The 10-year Treasury yield broke past 4% for the first time in 12 years for the same reason.
Investors are worried stubborn inflation will mean rates stay higher for longer.
US stock futures dropped Wednesday and 10-year Treasury yields broke past 4% for the first time in at least 12 years, as investors bet the Federal Reserve would be fighting inflation for a long time to come.
Both the S&P 500 and Dow stock indices closed lower for a sixth straight session on Tuesday, marking their worst streak since February 2020. Notably, the S&P 500 closed at a fresh low for the year at 3,655 points, while the Dow ended the day in bear market territory, down over 20% from its January high.
Stocks have been under pressure since the Fed hiked interest rates by 75 basis points for the third meeting in a row last week. The US central bank has raised rates from near zero at the start of this year to a range of 3% and 3.25%.
The Fed is aggressively raising rates to curb inflation, which soared to a 40-year high in June and remained above 8% in August. However, investors worry that tightening monetary policy will choke growth and drag the US economy into a recession.
The flurry of hikes has raised investors' expectations of where interest rates will peak. Higher rates generally weigh on stock prices, as they encourage saving over spending, make borrowing more expensive, and reduce the relative return from equities compared to other assets.
The prospect of higher, sustained rates, coupled with concerns that the Japanese government will move to shore up the tumbling yen by selling US government debt, pushed the 10-year US treasury yield up 7 basis points to over 4% on Wednesday — its highest yield since 2008.

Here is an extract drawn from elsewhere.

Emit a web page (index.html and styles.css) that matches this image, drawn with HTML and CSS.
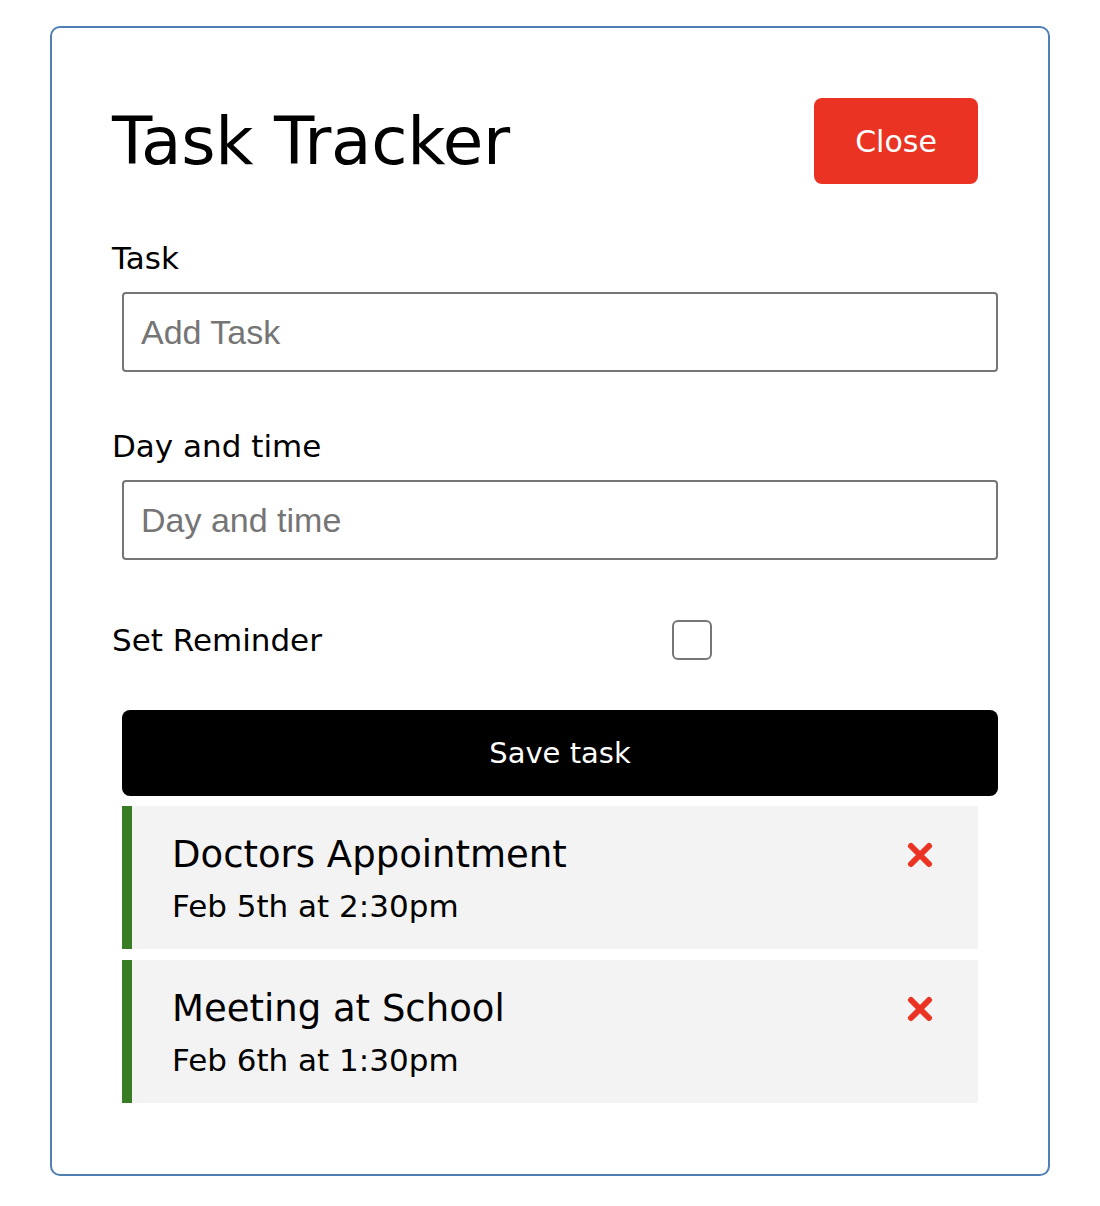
FILE: index.html
```html
<!DOCTYPE html>
<html lang="en">
<head>
<meta charset="utf-8">
<title>Task Tracker</title>
<link rel="stylesheet" href="styles.css">
</head>
<body>
<div class="container">
  <header class="header">
    <h1>Task Tracker</h1>
    <button class="btn btn-red">Close</button>
  </header>
  <form class="add-form">
    <div class="form-control">
      <label>Task</label>
      <input type="text" placeholder="Add Task">
    </div>
    <div class="form-control">
      <label>Day and time</label>
      <input type="text" placeholder="Day and time">
    </div>
    <div class="form-control form-control-check">
      <label>Set Reminder</label>
      <div class="check-wrap"><input type="checkbox"></div>
    </div>
    <button type="button" class="btn btn-block">Save task</button>
  </form>
  <div class="tasks">
    <div class="task reminder">
      <h3>Doctors Appointment
        <svg class="del" viewBox="0 0 28 28" width="28" height="28"><path d="M5 5 L23 23 M23 5 L5 23" /></svg>
      </h3>
      <p>Feb 5th at 2:30pm</p>
    </div>
    <div class="task reminder">
      <h3>Meeting at School
        <svg class="del" viewBox="0 0 28 28" width="28" height="28"><path d="M5 5 L23 23 M23 5 L5 23" /></svg>
      </h3>
      <p>Feb 6th at 1:30pm</p>
    </div>
  </div>
</div>
</body>
</html>
```
FILE: styles.css
```css
* { box-sizing: border-box; }

body {
  margin: 0;
  font-family: "DejaVu Sans", "Inter", sans-serif;
  color: #000;
  background: #fff;
}

.container {
  width: 1000px;
  margin: 26px auto 0;
  border: 2px solid #4f7fb3;
  border-radius: 10px;
  padding: 60px 60px 61px;
}

.header {
  display: flex;
  justify-content: space-between;
  align-items: center;
  margin-bottom: 40px;
}

.header h1 {
  margin: 0;
  font-size: 66px;
  font-weight: 400;
  letter-spacing: -0.3px;
}

.btn {
  display: inline-block;
  background: #000;
  color: #fff;
  border: none;
  border-radius: 8px;
  margin: 10px;
  height: 86px;
  font-family: inherit;
  font-size: 30px;
  cursor: pointer;
}

.btn-red {
  background: #ea3323;
  width: 164px;
}

.btn-block {
  display: block;
  width: 100%;
  font-size: 29px;
}

.form-control {
  display: flow-root;
  margin: 40px 0;
}

.form-control label {
  display: block;
  font-size: 31px;
  line-height: 48px;
}

.form-control input[type="text"] {
  display: block;
  width: 100%;
  height: 80px;
  margin: 10px;
  padding: 6px 17px;
  font-family: "Liberation Sans", Arial, sans-serif;
  font-size: 34px;
  border: 2px solid #767676;
  border-radius: 4px;
}

.form-control input::placeholder {
  color: #757575;
}

.form-control-check {
  display: flex;
  align-items: center;
  height: 60px;
}

.form-control-check label {
  flex: 1;
}

.check-wrap {
  flex: 2;
  display: flex;
  justify-content: center;
}

.check-wrap input {
  appearance: none;
  -webkit-appearance: none;
  width: 40px;
  height: 40px;
  margin: 0 9px 0 0;
  border: 2px solid #767676;
  border-radius: 6px;
  background: #fff;
}

.task {
  background: #f3f3f3;
  margin: 10px;
  padding: 21px 40px 20px;
  height: 143px;
}

.task + .task {
  margin-top: 11px;
}

.task.reminder {
  border-left: 10px solid #387c26;
}

.task h3 {
  display: flex;
  justify-content: space-between;
  align-items: center;
  margin: 0;
  font-size: 37px;
  font-weight: 400;
  line-height: 56px;
}

.task p {
  margin: 0;
  font-size: 31px;
  line-height: 46px;
}

.del {
  fill: none;
  stroke: #ea3323;
  stroke-width: 6;
  stroke-linecap: round;
  margin-right: 4px;
}
```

The rise in yields helped lift the dollar to a two-decade high Wednesday, as the British pound slipped again. The dollar index — which tracks the US currency against sterling and five other major counterparts — was up 0.50% at 114.68 at last check, after touching 114.76.
Slumping stocks and soaring bond yields are driving worries that US inflation won't cool anytime soon, driving expectations that the Fed will have to keep rates higher for longer in response.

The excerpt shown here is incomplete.